ExecStart=/usr/libexec/bluetooth/bluetoothd -E

Finally you can reload and restart the daemon:

sudo systemctl daemon-reload
sudo systemctl restart bluetooth

Testing with QEMU

It’s possible to test Bluetooth applications using QEMU. In order to do so, a Bluetooth controller needs to be exported from the host OS (Linux) to the emulator. For this purpose you will need some tools described in the Using BlueZ with Zephyr section.

Using Host System Bluetooth Controller in QEMU

The host OS’s Bluetooth controller is connected to the second QEMU serial line using a UNIX socket. This socket gets used with the help of the QEMU option -serial unix:/tmp/bt-server-bredr. This option gets passed to QEMU through QEMU_EXTRA_FLAGS automatically whenever an application has enabled Bluetooth support.

On the host side, BlueZ allows to export its Bluetooth controller through a so-called user channel for QEMU to use:

  1. Make sure that the Bluetooth controller is down

  2. Use the btproxy tool to open the listening UNIX socket, type:

    sudo tools/btproxy -u -i 0
    Listening on /tmp/bt-server-bredr
    

    You might need to replace -i 0 with the index of the Controller you wish to proxy.

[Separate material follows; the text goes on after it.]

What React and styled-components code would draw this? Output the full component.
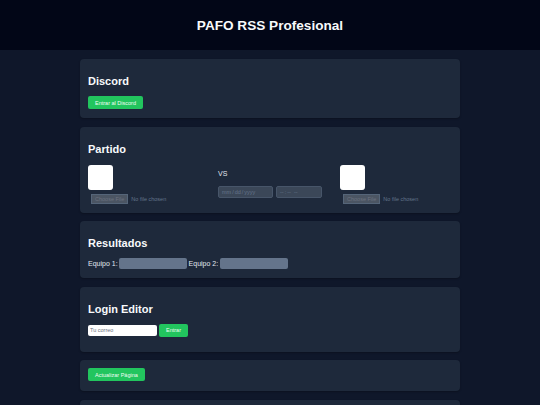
import React from "react";
import styled, { createGlobalStyle } from "styled-components";

const GlobalStyle = createGlobalStyle`
html, body {
    margin: 0;
    padding: 0;
    background: #0f172a;
    font-family: "Liberation Sans", Arial, sans-serif;
    color: #e2e8f0;
}
`;

const App = () => {
    return (
        <>
            <GlobalStyle />
            <Header>
                <Title>PAFO RSS Profesional</Title>
            </Header>
            <Main>
                <Card>
                    <CardTitle>Discord</CardTitle>
                    <GreenButton>Entrar al Discord</GreenButton>
                </Card>
                <Card>
                    <CardTitle>Partido</CardTitle>
                    <MatchRow>
                        <TeamColumn>
                            <Logo />
                            <FileInput type="file" disabled />
                        </TeamColumn>
                        <MiddleColumn>
                            <Vs>VS</Vs>
                            <DateRow>
                                <DateInput type="date" disabled width={55} />
                                <DateInput type="time" disabled width={46} />
                            </DateRow>
                        </MiddleColumn>
                        <TeamColumn>
                            <Logo />
                            <FileInput type="file" disabled />
                        </TeamColumn>
                    </MatchRow>
                </Card>
                <Card>
                    <CardTitle>Resultados</CardTitle>
                    <ScoreRow>
                        <Label>Equipo 1:</Label>
                        <ScoreInput disabled />
                        <Label>Equipo 2:</Label>
                        <ScoreInput disabled />
                    </ScoreRow>
                </Card>
                <Card bottom={15}>
                    <CardTitle>Login Editor</CardTitle>
                    <LoginRow>
                        <MailInput placeholder="Tu correo" />
                        <GreenButton>Entrar</GreenButton>
                    </LoginRow>
                </Card>
                <Card>
                    <GreenButton>Actualizar Página</GreenButton>
                </Card>
                <Card />
            </Main>
        </>
    );
};

export default App;

const Header = styled.header`
height: 50px;
background: #020617;
display: flex;
align-items: center;
justify-content: center;
`;

const Title = styled.h1`
margin: 0;
font-size: 13.6px;
font-weight: bold;
color: #f8fafc;
`;

const Main = styled.main`
width: 380px;
margin: 0 auto;
padding-top: 9px;
display: flex;
flex-direction: column;
gap: 8.5px;
`;

const Card = styled.section`
display: flex;
flex-direction: column;
align-items: stretch;
background: #1e293b;
border-radius: 4px;
padding: 8px 8px ${({ bottom }) => bottom || 9}px;
min-height: 14px;
box-shadow: 0 1px 2px rgba(0, 0, 0, 0.25);
& > button {
    align-self: flex-start;
}
`;

const CardTitle = styled.h2`
margin: 8px 0 8px;
font-size: 11px;
line-height: 13px;
font-weight: bold;
color: #f8fafc;
`;

const GreenButton = styled.button`
background: #22c55e;
color: #f0fdf4;
border: none;
border-radius: 2px;
font-family: "Liberation Sans", Arial, sans-serif;
font-size: 5.5px;
height: 13px;
padding: 0 7px;
cursor: pointer;
`;

const MatchRow = styled.div`
display: grid;
grid-template-columns: 130px 122px 1fr;
align-items: center;
padding-top: 1px;
`;

const TeamColumn = styled.div`
display: flex;
flex-direction: column;
align-items: flex-start;
gap: 4px;
`;

const Logo = styled.div`
width: 25px;
height: 25px;
background: #ffffff;
border-radius: 3px;
`;

const FileInput = styled.input`
font-family: "Liberation Sans", Arial, sans-serif;
font-size: 5.5px;
color: #64748b;
height: 10px;
width: 90px;
margin-left: 3px;
&::file-selector-button {
    font-family: inherit;
    font-size: 5.5px;
    background: #4b5563;
    color: #6b7280;
    border: 1px solid #556579;
    padding: 1px 3px;
    margin-right: 3px;
    height: 10px;
}
`;

const MiddleColumn = styled.div`
display: flex;
flex-direction: column;
gap: 9px;
`;

const Vs = styled.span`
font-size: 7px;
color: #e2e8f0;
`;

const DateRow = styled.div`
display: flex;
gap: 3px;
`;

const DateInput = styled.input`
width: ${({ width }) => width}px;
height: 12px;
box-sizing: border-box;
background: #3b4758;
border: 1px solid #475569;
border-radius: 2px;
color: #64748b;
font-family: "Liberation Sans", Arial, sans-serif;
font-size: 5.5px;
padding: 0 2px;
&::-webkit-calendar-picker-indicator {
    display: none;
}
`;

const ScoreRow = styled.div`
display: flex;
align-items: center;
gap: 1.5px;
`;

const Label = styled.span`
font-size: 7px;
color: #e2e8f0;
`;

const ScoreInput = styled.input`
width: 68px;
height: 11px;
box-sizing: border-box;
background: #64748b;
border: none;
border-radius: 2px;
`;

const LoginRow = styled.div`
display: flex;
align-items: center;
gap: 2px;
`;

const MailInput = styled.input`
width: 69px;
height: 11px;
box-sizing: border-box;
background: #ffffff;
border: none;
border-radius: 2px;
font-family: "Liberation Sans", Arial, sans-serif;
font-size: 5.5px;
padding: 0 2px;
&::placeholder {
    color: #6b7280;
}
`;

  3. Choose one of the Bluetooth sample applications located in samples/bluetooth.

  4. To run a Bluetooth application in QEMU, type:

cd $ZEPHYR_BASE/samples/bluetooth/<sample>
mkdir build && cd build
cmake -GNinja -DBOARD=qemu_x86 ..
ninja run

Running QEMU now results in a connection with the second serial line to the bt-server-bredr UNIX socket, letting the application access the Bluetooth controller.

Testing Zephyr-based Controllers with BlueZ

If you want to test a Zephyr-powered BLE Controller using BlueZ’s Bluetooth Host, you will need a few tools described in the Using BlueZ with Zephyr section. Once you have installed the tools you can then use them to interact with your Zephyr-based controller:

sudo tools/btmgmt --index 0
[hci0]# auto-power
[hci0]# find -l

You might need to replace --index 0 with the index of the Controller you wish to manage. Additional information about btmgmt can be found in its manual pages.

Source tree layout

The stack is split up as follows in the source tree:

subsys/bluetooth/host
The host stack. This is where the HCI command & event handling as well as connection tracking happens. The implementation of the core protocols such as L2CAP, ATT & SMP is also here.
subsys/bluetooth/controller
Bluetooth Controller implementation. Implements the controller-side of HCI, the Link Layer as well as access to the radio transceiver.
include/bluetooth/
Public API header files. These are the header files applications need to include in order to use Bluetooth functionality.
drivers/bluetooth/
HCI transport drivers. Every HCI transport needs its own driver. E.g. the two common types of UART transport protocols (3-Wire & 5-Wire) have their own drivers.
samples/bluetooth/
Sample Bluetooth code. This is a good reference to get started with Bluetooth application development.
tests/bluetooth/
Test applications. These applications are used to verify the functionality of the Bluetooth stack, but are not necessary the best source for sample code (see samples/bluetooth instead).
doc/subsystems/bluetooth/
Extra documentation, such as PICS documents.